While the issue of exchange data fees were the simmering topic throughout the conference, particularly with the announcement earlier this month of plans by nine financial institutions to launch MEMX, the discussion reached a crescendo during Wednesday afternoon’s market data panel.
“If you’re a broker who wants to be taken seriously in the execution space, the SIP is simply not adequate,” said Dash Financial Technologies’ Chief Growth Officer Glenn Lesko, a participant on the panel. “That means you need to purchase the direct feeds from the exchanges, and the costs on those are considerable.”
But Michael Blaugrund, NYSE’s Head of Transactions and another member of the panel, disagreed, noting that their subscriber data indicates that many brokers purchase only select feeds.
“While we would be happy to sell subscribers our full suite of data products from all of our markets, there are many, many brokers who take only one or two of the feeds. That would indicate to us that brokers have a choice in the matter and that it is very possible for them to serve the needs of their clients by using only the data products they feel they require,” he said.
Blaugrund added that NYSE believes that the total cost to trade on its markets — when taking into account all data, connectivity and transaction fees — is less than 7 mils per share, a number that is far lower than any point previously.
According to a November 2018 study published by analyst firm Greenwich Associates, only 2% of industry professionals said they would trade with a broker that priced solely off of the SIP, but 34% said they would if there was greater regulatory clarity that ensured best-execution requirements were being met.
“Despite escalating tensions, our study suggests a possible path forward for the exchanges, with the industry clearly identifying a role for regulators to play,” Brad Tingley, Greenwich Market Structure and Technology Analyst and co-author of the report, said at the time. “With greater clarity regarding consolidated feeds and their ability to be used to deliver best execution, we could see a truce develop.

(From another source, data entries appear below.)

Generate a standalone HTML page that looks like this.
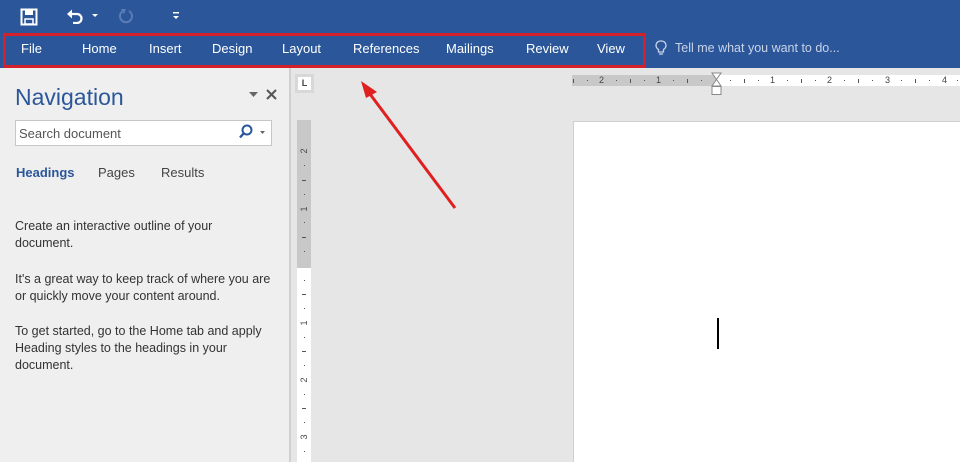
<!DOCTYPE html>
<html><head><style>
*{margin:0;padding:0;box-sizing:border-box}
body{width:960px;height:462px;overflow:hidden;position:relative;font-family:"Liberation Sans",sans-serif;background:#e6e6e6}
.top{position:absolute;left:0;top:0;width:960px;height:68px;background:#2b579a}
.tab{position:absolute;top:41px;color:#fff;font-size:13px}
.nav{position:absolute;left:0;top:68px;width:291px;height:394px;background:#efefef;border-right:2px solid #d0d0d0}
.p{position:absolute;left:15px;font-size:12.5px;color:#333;line-height:17px}
.n{position:absolute;top:75px;font-size:9px;color:#444;line-height:11px}
.t{position:absolute;top:79px;width:1px;height:4px;background:#555}
.d{position:absolute;top:80px;width:1px;height:1px;background:#555}
.vn{position:absolute;left:299px;font-size:9px;color:#444;transform:rotate(-90deg);width:10px;text-align:center;line-height:10px}
.vt{position:absolute;left:302px;width:4px;height:1px;background:#555}
.vd{position:absolute;left:304px;width:1px;height:1px;background:#555}
</style></head><body>
<div class="top">
<svg style="position:absolute;left:20px;top:8px" width="18" height="18" viewBox="0 0 18 18"><rect x="1.5" y="1.5" width="15" height="15" fill="none" stroke="#fff" stroke-width="2"/><rect x="5" y="2" width="8" height="5" fill="#fff"/><rect x="5" y="11" width="8" height="5" fill="none" stroke="#fff" stroke-width="1.5"/></svg>
<svg style="position:absolute;left:66px;top:8px" width="36" height="16" viewBox="0 0 36 16"><path d="M4 6 H11 A4.5 4.5 0 0 1 11 15 H7" fill="none" stroke="#fff" stroke-width="2.2"/><path d="M1 6 L6 1.5 V10.5 Z" fill="#fff"/><path d="M26 6 h6 l-3 3z" fill="#fff"/></svg>
<svg style="position:absolute;left:117px;top:8px" width="18" height="16" viewBox="0 0 18 16"><path d="M6 3 A6 6 0 1 0 12 3" fill="none" stroke="#5b7cb5" stroke-width="2"/><path d="M4 1 L9 1 L7 6Z" fill="#5b7cb5"/></svg>
<svg style="position:absolute;left:171px;top:11px" width="10" height="10" viewBox="0 0 10 10"><rect x="2" y="1" width="6" height="1.5" fill="#fff"/><path d="M2 5h6l-3 3z" fill="#fff"/></svg>
<div style="position:absolute;left:3px;top:33px;width:643px;height:35px;border:3px solid #d4202a"></div>
<span class="tab" style="left:21px">File</span>
<span class="tab" style="left:82px">Home</span>
<span class="tab" style="left:149px">Insert</span>
<span class="tab" style="left:212px">Design</span>
<span class="tab" style="left:282px">Layout</span>
<span class="tab" style="left:353px">References</span>
<span class="tab" style="left:446px">Mailings</span>
<span class="tab" style="left:526px">Review</span>
<span class="tab" style="left:597px">View</span>
<svg style="position:absolute;left:655px;top:40px" width="12" height="16" viewBox="0 0 12 16"><path d="M6 1A4.5 4.5 0 0 0 3.5 9.5V12h5V9.5A4.5 4.5 0 0 0 6 1z" fill="none" stroke="#c8d3e8" stroke-width="1.3"/><path d="M4 14h4" stroke="#c8d3e8" stroke-width="1.3"/></svg>
<span class="tab" style="left:675px;color:#c8d3e8;font-size:12.5px">Tell me what you want to do...</span>
</div>
<div class="nav">
<div style="position:absolute;left:15px;top:16px;font-size:23px;color:#2b579a">Navigation</div>
<svg style="position:absolute;left:248px;top:20px" width="34" height="14" viewBox="0 0 34 14"><path d="M1 4h9l-4.5 5z" fill="#666"/><path d="M19 2l9 9M28 2l-9 9" stroke="#555" stroke-width="2"/></svg>
<div style="position:absolute;left:15px;top:52px;width:257px;height:26px;background:#fff;border:1px solid #c6c6c6"></div>
<span style="position:absolute;left:19px;top:58px;font-size:13px;color:#555">Search document</span>
<svg style="position:absolute;left:238px;top:56px" width="32" height="16" viewBox="0 0 32 16"><circle cx="9" cy="6" r="4.5" fill="none" stroke="#2b579a" stroke-width="2"/><path d="M6 9L2 13.5" stroke="#2b579a" stroke-width="2.4"/><path d="M22 7h5l-2.5 3z" fill="#666"/></svg>
<span style="position:absolute;left:16px;top:97px;font-size:13px;font-weight:bold;color:#2b579a">Headings</span>
<span style="position:absolute;left:98px;top:97px;font-size:13px;color:#444">Pages</span>
<span style="position:absolute;left:161px;top:97px;font-size:13px;color:#444">Results</span>
<div class="p" style="top:150px">Create an interactive outline of your<br>document.</div>
<div class="p" style="top:203px">It's a great way to keep track of where you are<br>or quickly move your content around.</div>
<div class="p" style="top:255px">To get started, go to the Home tab and apply<br>Heading styles to the headings in your<br>document.</div>
</div>
<div style="position:absolute;left:295px;top:74px;width:19px;height:19px;background:#d8d8d8"></div>
<div style="position:absolute;left:298px;top:77px;width:13px;height:13px;background:#fff;font-size:9px;font-weight:bold;text-align:center;line-height:12px;color:#444">L</div>
<div style="position:absolute;left:297px;top:120px;width:14px;height:148px;background:#c8c8c8"></div>
<div style="position:absolute;left:297px;top:268px;width:14px;height:194px;background:#fff"></div>
<div style="position:absolute;left:572px;top:75px;width:144px;height:11px;background:#c8c8c8"></div>
<div style="position:absolute;left:716px;top:75px;width:244px;height:11px;background:#fff"></div>
<!-- horizontal ruler -->
<div class="t" style="left:573px"></div><div class="d" style="left:587px"></div><span class="n" style="left:599px">2</span><div class="d" style="left:616px"></div><div class="t" style="left:630px"></div><div class="d" style="left:644px"></div><span class="n" style="left:656px">1</span><div class="d" style="left:673px"></div><div class="t" style="left:687px"></div><div class="d" style="left:701px"></div>
<div class="d" style="left:730px"></div><div class="t" style="left:744px"></div><div class="d" style="left:758px"></div><span class="n" style="left:770px">1</span><div class="d" style="left:787px"></div><div class="t" style="left:801px"></div><div class="d" style="left:815px"></div><span class="n" style="left:827px">2</span><div class="d" style="left:844px"></div><div class="t" style="left:858px"></div><div class="d" style="left:872px"></div><span class="n" style="left:885px">3</span><div class="d" style="left:901px"></div><div class="t" style="left:915px"></div><div class="d" style="left:929px"></div><span class="n" style="left:942px">4</span><div class="d" style="left:957px"></div>
<svg style="position:absolute;left:711px;top:72px" width="11" height="24" viewBox="0 0 11 24"><path d="M1 1h9L5.5 7.5L10 14H1L5.5 7.5Z" fill="#fff" stroke="#888"/><rect x="1" y="14.5" width="9" height="8" fill="#fff" stroke="#888"/></svg>
<!-- vertical ruler -->
<span class="vn" style="top:146px">2</span><div class="vd" style="top:165px"></div><div class="vt" style="top:180px"></div><div class="vd" style="top:194px"></div><span class="vn" style="top:204px">1</span><div class="vd" style="top:222px"></div><div class="vt" style="top:237px"></div><div class="vd" style="top:251px"></div>
<div class="vd" style="top:280px"></div><div class="vt" style="top:294px"></div><div class="vd" style="top:308px"></div><span class="vn" style="top:318px">1</span><div class="vd" style="top:337px"></div><div class="vt" style="top:351px"></div><div class="vd" style="top:365px"></div><span class="vn" style="top:375px">2</span><div class="vd" style="top:394px"></div><div class="vt" style="top:408px"></div><div class="vd" style="top:422px"></div><span class="vn" style="top:432px">3</span><div class="vd" style="top:451px"></div>
<div style="position:absolute;left:573px;top:121px;width:387px;height:341px;background:#fff;border-left:1px solid #cfcfcf;border-top:1px solid #cfcfcf"></div>
<div style="position:absolute;left:717px;top:318px;width:1.5px;height:31px;background:#000"></div>
<svg style="position:absolute;left:0;top:0" width="960" height="462"><path d="M455 208L367 90" stroke="#e02020" stroke-width="3"/><path d="M361 81L377 92L366 98Z" fill="#e02020"/></svg>
</body></html>
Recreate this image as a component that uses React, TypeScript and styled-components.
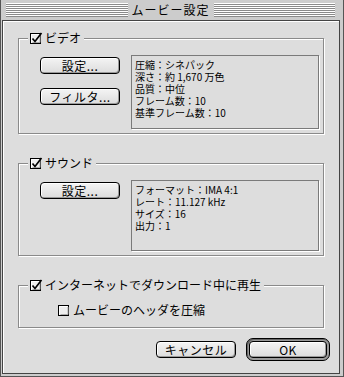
import React from 'react';
import styled, { createGlobalStyle } from 'styled-components';

const Global = createGlobalStyle`
  html, body { margin: 0; padding: 0; background: #dddddd; }
  body { font-family: "Noto Sans CJK JP", "Noto Sans", sans-serif; color: #000; }
  * { box-sizing: border-box; }
`;

const Window = styled.div`
  width: 344px;
  height: 377px;
  display: flex;
  flex-direction: column;
  background: #cccccc;
  border: 1px solid #555;
  border-top: none;
  padding: 0 3px 2px 1px;
`;

const TitleBar = styled.div`
  height: 20px;
  flex: none;
  display: flex;
  align-items: center;
  padding: 0 5px 0 4px;
`;

const Stripes = styled.div`
  flex: 1;
  height: 14px;
  background: repeating-linear-gradient(to bottom, #ffffff 0 1px, #8a8a8a 1px 2px);
`;

const Title = styled.div`
  padding: 0 4px;
  font-size: 12px;
  line-height: 14px;
  letter-spacing: 1px;
`;

const Content = styled.div`
  flex: 1;
  display: flex;
  flex-direction: column;
  background: #dddddd;
  border: 1px solid #444;
  box-shadow: inset 1px 1px 0 #fff;
  padding: 17px 0 0 0;
`;

const Group = styled.div<{ $h: number; $gap?: number }>`
  position: relative;
  height: ${p => p.$h}px;
  margin: 0 15px ${p => p.$gap ?? 0}px 15px;
  border: 1px solid #8a8a8a;
  box-shadow: 1px 1px 0 #fff, inset 1px 1px 0 #fff;
  padding: 16px 4px 4px 21px;
  display: flex;
  align-items: flex-start;
  gap: 11px;
`;

const Legend = styled.label`
  position: absolute;
  top: -8px;
  left: 9px;
  height: 14px;
  display: flex;
  align-items: center;
  gap: 2px;
  padding: 0 3px 0 2px;
  background: #dddddd;
  font-size: 12px;
  line-height: 14px;
  white-space: nowrap;
`;

const ButtonCol = styled.div`
  width: 80px;
  margin-top: 2px;
  display: flex;
  flex-direction: column;
  gap: 14px;
`;

const Btn = styled.button<{ $w?: number }>`
  width: ${p => p.$w ?? 80}px;
  height: 17px;
  padding: 0;
  border: 1px solid #000;
  border-radius: 4px;
  background: linear-gradient(#f4f4f4, #dcdcdc);
  box-shadow: inset 1px 1px 0 #fff, inset -1px -1px 0 #9a9a9a;
  font-family: "Noto Sans CJK JP", "Noto Sans", sans-serif;
  font-size: 12px;
  line-height: 15px;
  color: #000;
  letter-spacing: 0.5px;
`;

const DefaultRing = styled.div`
  padding: 2px;
  border: 1px solid #000;
  border-radius: 7px;
  background: #9a9a9a;
  box-shadow: inset 1px 1px 0 #666;
  display: flex;
`;

const InfoBox = styled.div<{ $h: number }>`
  flex: 1;
  height: ${p => p.$h}px;
  border: 1px solid #7a7a7a;
  box-shadow: 1px 1px 0 #fff;
  padding: 3px 3px;
  font-size: 10px;
  line-height: 12px;
  white-space: nowrap;
`;

const InnerRow = styled.label`
  display: flex;
  align-items: center;
  gap: 2px;
  height: 16px;
  margin-left: 18px;
  font-size: 12px;
  line-height: 14px;
  white-space: nowrap;
`;

const ButtonRow = styled.div`
  display: flex;
  justify-content: flex-end;
  align-items: center;
  gap: 10px;
  margin-top: 10px;
  padding-right: 9px;
`;

const Check: React.FC<{ checked?: boolean }> = ({ checked }) => (
  <svg width="13" height="13" viewBox="0 0 13 13" style={{ flex: 'none' }}>
    <rect x="0.5" y="1.5" width="10" height="10" fill="#eeeeee" stroke="#000" />
    <path d="M1.5 11 V2.5 H9.5" fill="none" stroke="#fff" />
    <path d="M2.5 10.5 H10 V3" fill="none" stroke="#aaa" />
    {checked && (
      <path d="M2.5 6.5 L5 9.5 L11.5 1" fill="none" stroke="#000" strokeWidth="1.7" />
    )}
  </svg>
);

export default function App() {
  return (
    <>
      <Global />
      <Window>
        <TitleBar>
          <Stripes />
          <Title>ムービー設定</Title>
          <Stripes />
        </TitleBar>
        <Content>
          <Group $h={96} $gap={29}>
            <Legend><Check checked />ビデオ</Legend>
            <ButtonCol>
              <Btn>設定...</Btn>
              <Btn>フィルタ...</Btn>
            </ButtonCol>
            <InfoBox $h={74}>
              <div>圧縮：シネパック</div>
              <div>深さ：約 1,670 万色</div>
              <div>品質：中位</div>
              <div>フレーム数：10</div>
              <div>基準フレーム数：10</div>
            </InfoBox>
          </Group>
          <Group $h={93} $gap={29}>
            <Legend><Check checked />サウンド</Legend>
            <ButtonCol>
              <Btn>設定...</Btn>
            </ButtonCol>
            <InfoBox $h={71}>
              <div>フォーマット：IMA 4:1</div>
              <div>レート：11.127 kHz</div>
              <div>サイズ：16</div>
              <div>出力：1</div>
            </InfoBox>
          </Group>
          <Group $h={43}>
            <Legend><Check checked />インターネットでダウンロード中に再生</Legend>
            <InnerRow><Check />ムービーのヘッダを圧縮</InnerRow>
          </Group>
          <ButtonRow>
            <Btn>キャンセル</Btn>
            <DefaultRing>
              <Btn $w={78}>OK</Btn>
            </DefaultRing>
          </ButtonRow>
        </Content>
      </Window>
    </>
  );
}
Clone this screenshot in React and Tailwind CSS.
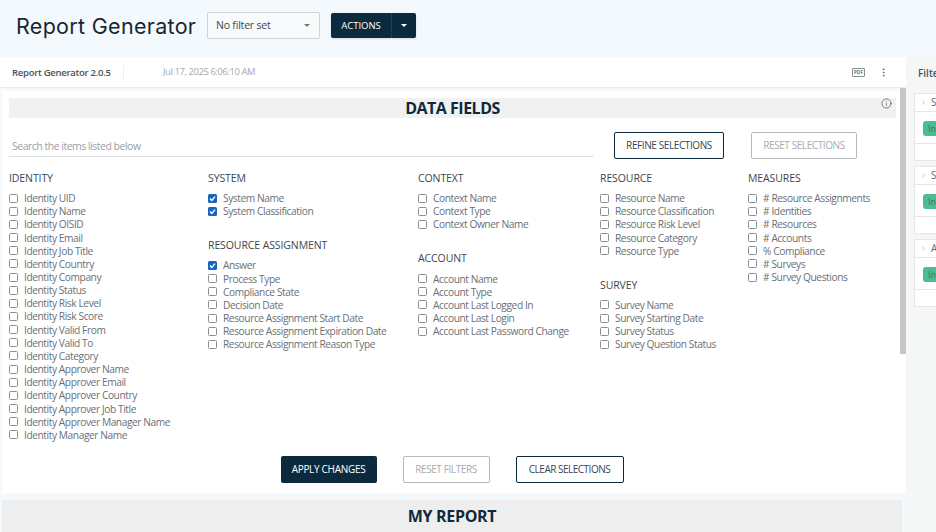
import React from "react";
import { ChevronRight, EllipsisVertical, Info } from "lucide-react";

const FONT = "font-['Open_Sans',sans-serif]";

const COL_1 = [
  {
    title: "IDENTITY",
    items: [
      "Identity UID",
      "Identity Name",
      "Identity OISID",
      "Identity Email",
      "Identity Job Title",
      "Identity Country",
      "Identity Company",
      "Identity Status",
      "Identity Risk Level",
      "Identity Risk Score",
      "Identity Valid From",
      "Identity Valid To",
      "Identity Category",
      "Identity Approver Name",
      "Identity Approver Email",
      "Identity Approver Country",
      "Identity Approver Job Title",
      "Identity Approver Manager Name",
      "Identity Manager Name",
    ],
  },
];

const COL_2 = [
  { title: "SYSTEM", items: ["System Name", "System Classification"], checked: ["System Name", "System Classification"] },
  {
    title: "RESOURCE ASSIGNMENT",
    items: [
      "Answer",
      "Process Type",
      "Compliance State",
      "Decision Date",
      "Resource Assignment Start Date",
      "Resource Assignment Expiration Date",
      "Resource Assignment Reason Type",
    ],
    checked: ["Answer"],
  },
];

const COL_3 = [
  { title: "CONTEXT", items: ["Context Name", "Context Type", "Context Owner Name"] },
  {
    title: "ACCOUNT",
    items: ["Account Name", "Account Type", "Account Last Logged In", "Account Last Login", "Account Last Password Change"],
  },
];

const COL_4 = [
  {
    title: "RESOURCE",
    items: ["Resource Name", "Resource Classification", "Resource Risk Level", "Resource Category", "Resource Type"],
  },
  { title: "SURVEY", items: ["Survey Name", "Survey Starting Date", "Survey Status", "Survey Question Status"] },
];

const COL_5 = [
  {
    title: "MEASURES",
    items: ["# Resource Assignments", "# Identities", "# Resources", "# Accounts", "% Compliance", "# Surveys", "# Survey Questions"],
  },
];

function Check({ on }) {
  if (on) {
    return (
      <span className="w-[9px] h-[9px] -mt-[1px] rounded-[1.5px] bg-[#1666c0] flex items-center justify-center shrink-0">
        <svg viewBox="0 0 9 9" className="w-[9px] h-[9px]">
          <path d="M2 4.6 3.8 6.5 7 2.6" fill="none" stroke="#fff" strokeWidth="1.4" />
        </svg>
      </span>
    );
  }
  return <span className="w-[9px] h-[9px] -mt-[1px] rounded-[1.5px] border border-[#8a8f94] bg-white shrink-0" />;
}

function Section({ title, items, checked = [] }) {
  return (
    <div className="mb-[21px]">
      <div className="text-[10.5px] leading-[13px] tracking-[-0.1px] text-[#3c4650] mb-[7px]">{title}</div>
      {items.map((it) => (
        <div key={it} className="h-[13.17px] flex items-center gap-[6px] whitespace-nowrap">
          <Check on={checked.includes(it)} />
          <span className="text-[10.2px] leading-[13px] tracking-[-0.42px] text-[#6a7077]">{it}</span>
        </div>
      ))}
    </div>
  );
}

function Column({ sections }) {
  return (
    <div>
      {sections.map((s) => (
        <Section key={s.title} {...s} />
      ))}
    </div>
  );
}

function FilterCard({ letter }) {
  return (
    <div className="border border-[#e4e6e8] bg-white mb-[5px]">
      <div className="h-[18px] flex items-center pl-[5px] gap-[4px] border-b border-[#e4e6e8] text-[10px] text-[#666]">
        <ChevronRight size={7} strokeWidth={1.5} className="text-[#888]" />
        {letter}
      </div>
      <div className="h-[32px] flex items-center pl-[8px] pt-[2px] border-b border-[#e4e6e8]">
        <span className="w-[20px] h-[15px] rounded-[3px] bg-[#4fbb96] text-[9px] leading-[15px] text-[#4a6a60] pl-[5px] overflow-hidden">In</span>
      </div>
      <div className="h-[16px]" />
    </div>
  );
}

export default function App() {
  return (
    <div className={`${FONT} w-[936px] h-[532px] overflow-hidden bg-[#f3f9fc] flex flex-col`}>
      <header className="h-[57px] shrink-0 flex items-center pl-[16px] pb-[6px]">
        <h1 className="font-['Inter',sans-serif] text-[21.5px] leading-[28px] text-[#1a2630] w-[190px] whitespace-nowrap tracking-[0.3px]">
          Report Generator
        </h1>
        <div className="ml-[1px] w-[113px] h-[27px] rounded-[2px] border border-[#cfd4d8] bg-[#f8fbfc] flex items-center justify-between pl-[8px] pr-[9px]">
          <span className="text-[10.5px] tracking-[-0.2px] text-[#3c4650]">No filter set</span>
          <span className="w-0 h-0 border-x-[3px] border-x-transparent border-t-[3px] border-t-[#777]" />
        </div>
        <div className="ml-[11px] w-[85px] h-[25px] rounded-[2px] bg-[#0c2a3d] flex items-center text-white shadow-sm">
          <span className="w-[61px] text-center text-[9.5px] border-r border-dotted border-r-[#3b5464] leading-[25px]">ACTIONS</span>
          <span className="flex-1 flex justify-center">
            <span className="w-0 h-0 border-x-[3.5px] border-x-transparent border-t-[3.5px] border-t-white" />
          </span>
        </div>
      </header>

      <div className="flex-1 flex min-h-0">
        <main className="w-[906px] shrink-0 flex flex-col min-h-0">
          <div className="h-[31px] shrink-0 bg-white flex items-center pl-[12px] pr-[17px] pt-[1px] border-b border-[#e6eef2]">
            <span className="text-[9.5px] tracking-[-0.27px] font-semibold text-[#4a525a] w-[112px] border-r border-[#eceff1] leading-[16px]">Report Generator 2.0.5</span>
            <span className="ml-[39px] text-[9.5px] tracking-[-0.45px] text-[#a5a9ad]">Jul 17, 2025 6:06:10 AM</span>
            <span className="ml-auto w-[13px] h-[9px] rounded-[1px] border border-[#8a8f94] text-[5px] leading-[7px] text-center text-[#777] font-bold">PDF</span>
            <EllipsisVertical size={11} strokeWidth={2} className="ml-[13px] text-[#666]" />
          </div>

          <div className="h-[402px] shrink-0 flex pl-[2px] mt-[3px]">
            <div className="flex-1 bg-white pl-[7px] pr-[4px] pt-[7px] relative">
              <div className="h-[20px] bg-[#f0f1f1] text-center text-[16px] leading-[20px] tracking-[-0.5px] font-bold text-[#10293a]">DATA FIELDS</div>
              <Info size={11} strokeWidth={1.4} className="absolute right-[8px] top-[7px] text-[#444]" />

              <div className="flex items-start mt-[14px]">
                <div className="w-[585px] h-[25px] border-b border-[#dfe2e4] text-[10.5px] tracking-[-0.5px] leading-[22px] pt-[3px] pl-[3px] text-[#9ba0a5]">
                  Search the items listed below
                </div>
                <button className="ml-[20px] w-[110px] h-[27px] rounded-[2px] border border-[#0c2a3d] text-[10px] tracking-[-0.4px] text-[#3c4650]">REFINE SELECTIONS</button>
                <button className="ml-[27px] w-[106px] h-[27px] rounded-[2px] border border-[#b5b8bc] text-[10px] tracking-[-0.4px] text-[#a7abaf]">RESET SELECTIONS</button>
              </div>

              <div className="grid grid-cols-[199px_210px_182px_148px_1fr] mt-[13px]">
                <Column sections={COL_1} />
                <Column sections={COL_2} />
                <Column sections={COL_3} />
                <Column sections={COL_4} />
                <Column sections={COL_5} />
              </div>

              <div className="absolute left-0 right-0 top-[365px] flex justify-center gap-[26px] pl-[2px]">
                <button className="w-[96px] h-[27px] rounded-[2px] bg-[#0c2a3d] text-[10px] tracking-[-0.3px] text-white">APPLY CHANGES</button>
                <button className="w-[87px] h-[27px] rounded-[2px] border border-[#b5b8bc] text-[10px] tracking-[-0.4px] text-[#a7abaf]">RESET FILTERS</button>
                <button className="w-[108px] h-[27px] rounded-[2px] border border-[#0c2a3d] text-[10px] tracking-[-0.5px] text-[#3c4650]">CLEAR SELECTIONS</button>
              </div>
            </div>
            <div className="w-[6px] shrink-0 bg-white -mt-[3px]">
              <div className="h-[266px] bg-[#c6c6c6]" />
            </div>
          </div>

          <div className="ml-[2px] mr-[4px] mt-[7px] flex-1 bg-[#eeeeee] text-center text-[16px] tracking-[-0.3px] leading-[32px] font-bold text-[#10293a]">MY REPORT</div>
        </main>

        <aside className="flex-1 min-w-0 overflow-hidden bg-[#f5f6f6] flex flex-col">
          <div className="h-[31px] shrink-0 pl-[12px] pt-[1px] flex items-center text-[10px] font-semibold text-[#4a525a] whitespace-nowrap">Filters</div>
          <div className="w-[40px] pl-[8px] pt-[5px]">
            <FilterCard letter="S" />
            <FilterCard letter="S" />
            <FilterCard letter="A" />
          </div>
        </aside>
      </div>
    </div>
  );
}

In other words, we expect to see a market where enhanced data is available for a fee, but is not required to remain competitive and in compliance.”
Tom Wilson, Head of Sales and Business Development at HPR, a provider of ultra high-performance trading technology solutions, noted that data fees are top of mind across the industry.
“The issue of market data fees is one of the biggest topics of discussion today,” he said. “Clearly, there are concerns on the part of many, evidenced by the announcement of MEMX by nine of the biggest payers of exchange data fees. But what comes next is anyone’s guess. There really doesn’t seem to be any sort of consensus forming on a path forward.”
For Dash’s Lesko, the focus on data costs alone is a case of missing the larger point. He believes Regulation NMS’s Order Protection Rule, which requires brokers to ensure they are not trading at an inferior price to one that exists on another market, is the root of much market complexity, and that transparency is the solution.
“I’ve spent a significant portion of my career working in the equities industry overseas, and I can tell you without a doubt that our markets are the envy of the world,” he said. “But Reg NMS is over 10 years old now, and many of its provisions, while well intentioned, have resulted in considerable unintended consequences given how different our markets are today than when it was written. We believe there should be a holistic review of the regulation, and if any changes are made, have them be more about adding transparency through enhancements to things like Rule 606.”